2007-05-18, 5:11 p.m.

Day 999 Decisions

In the course of any project large or small, there is usually one good decision made and one not so good decision made. In the case of replacing the dishwasher at la casa Brian, the good decision was saving that threaded brass elbow for the water inlet. It was absolute necessity with the new dishwasher.

The bad decision involved the other end of the water system, namely the waste hose. As I was hooking it up, I thought the diameter of the business end of the waste hose was a leetle too big to comfortably fit over the waste inlet on the disposal. Sure, the hose clamp would hold it on tightly enough, but I worried that it might kink a little (not a good place to be kinky, under the sink like that) and leak. Kink = fine, in it’s place, leak = bad, anywhere.

I continued on with the remainder of the job figuring I’d burn the waste outlet bridge later. Got to the point where most everything else was done and we were ready for a ‘dry run’. In a partial ‘out of my mind’ moment, I actually grabbed the installation instructions and leafed through to the page about the waste hose and did a little reading.

Bad move. The waste hose was designed to fit 2 different sized fittings, 1” and 5/8” If you had the smaller fitting, all you had to do was cut the end of the hose off at some line marked on the fitting itself. “That’s for me!” I figured. Hacked the end off the waste hose with nary a second thought. Dumb ass. Seems my disposal has an odd sized fitting. Not quite an inch, but no where near 5/8” either. With the end hacked off the hose, there was also no going back. But!! I saved the old waste hose, thinking, well, I wasn’t thinking, but I did save it. I get it, crawl back under the sink, feed it through the opening into the dishwasher cavity, slide over to the dishwasher to fit that end on. Won’t fit. Has a built in elbow, which makes routing a chore, and it’s clearly the wrong (too small) size. Shit, shit, shit.

Off I go to H0me Desp0t. At 7:30. With no dinner going and Cindy actually passed out upstairs, in bed. (Maybe more on that later) Spent 30 or so minutes at HD, only to find that not only do they not sell the specific hose I need, they don’t sell anything close. They also wouldn’t let me steal the one out of the pre-pack kit on their demo model washer. Tightwads. The plumbing department dude did come up with some hokey looking fitting that had a chance of working. Maybe. It was $3. Sold.

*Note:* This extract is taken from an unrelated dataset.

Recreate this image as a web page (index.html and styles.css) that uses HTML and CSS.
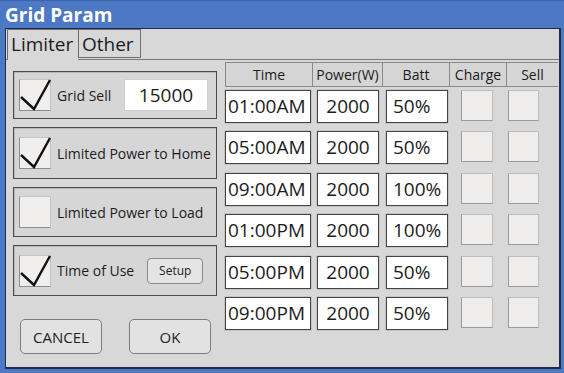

HD’s self checkout – avoid it at all costs. What a pain in the ass. Long story short – the fitting worked. Waste hose is connected, no leaks. Dishwasher runs fine, nobody got dishpan hands last night. And the last stark, white appliance is now out of the kitchen. Nothing but black & stainless. Looks so sweet with the hickory cabinets.

You know, I always thought that as an addict kept using their drug of choice, they built up a tolerance for it and had to keep using more and more to get the same effect. (I’m humming Gun’s & Roses “Mr. Brownstone” now. Used to do a little, then a little wouldn’t do it, so the little got more and more. Great instrumentals, disturbing lyrics). Oh – the point. Got home about 5:45 last night. Later than I wanted, but I never thought it would take 3 hours and a trip to HD to install that stupid dishwasher. When I got home and started oogling the dishwasher (still in the garage at this point) I could tell Cindy had had a drink or two, but she hadn’t slipped into using drunklish yet.

I forget precisely which point in the install process we consumed with at the moment, but Cindy had just wobbled her way through from the powder room back to the living room. Looked like she was on the ‘Tilt-a-Whirl’. Eric and I voiced our concerns to her about her stability, asking her to please go settle down on the couch and sit before she fell or something. Prophetic words.

We had no sooner than returned our focus to screwing up the waste hose, when we heard a rather loud crash & boom from the family room. The crash was a combination of things, mostly the sound of ice cubes, whiskey & ginger ale sloshing across the coffee table and landing on the carpet. The boom was Cindy’s ass ping-ponging (Yes, it’s a word. Now.) between the coffee table & couch before settling on the floor.

I didn’t rush out to see what happened. I needed to finish something first. About a minute or so after the event, I poked my head around the corner to find Cindy on the floor, sort of prostrate, wedged in between the coffee table & couch. Looked like she was having trouble deciding if she wanted to get up or not. The scariest part is that she was trying to use the glass top of the coffee table as a leverage point to haul herself up. I was a little concerned that she’d break the glass and slice up her entire forearm, wrist & brachial artery included. The drink she had soaked the carpet, and ironically enough also got on our wedding album, which had been stored on the lower tier of the coffee table.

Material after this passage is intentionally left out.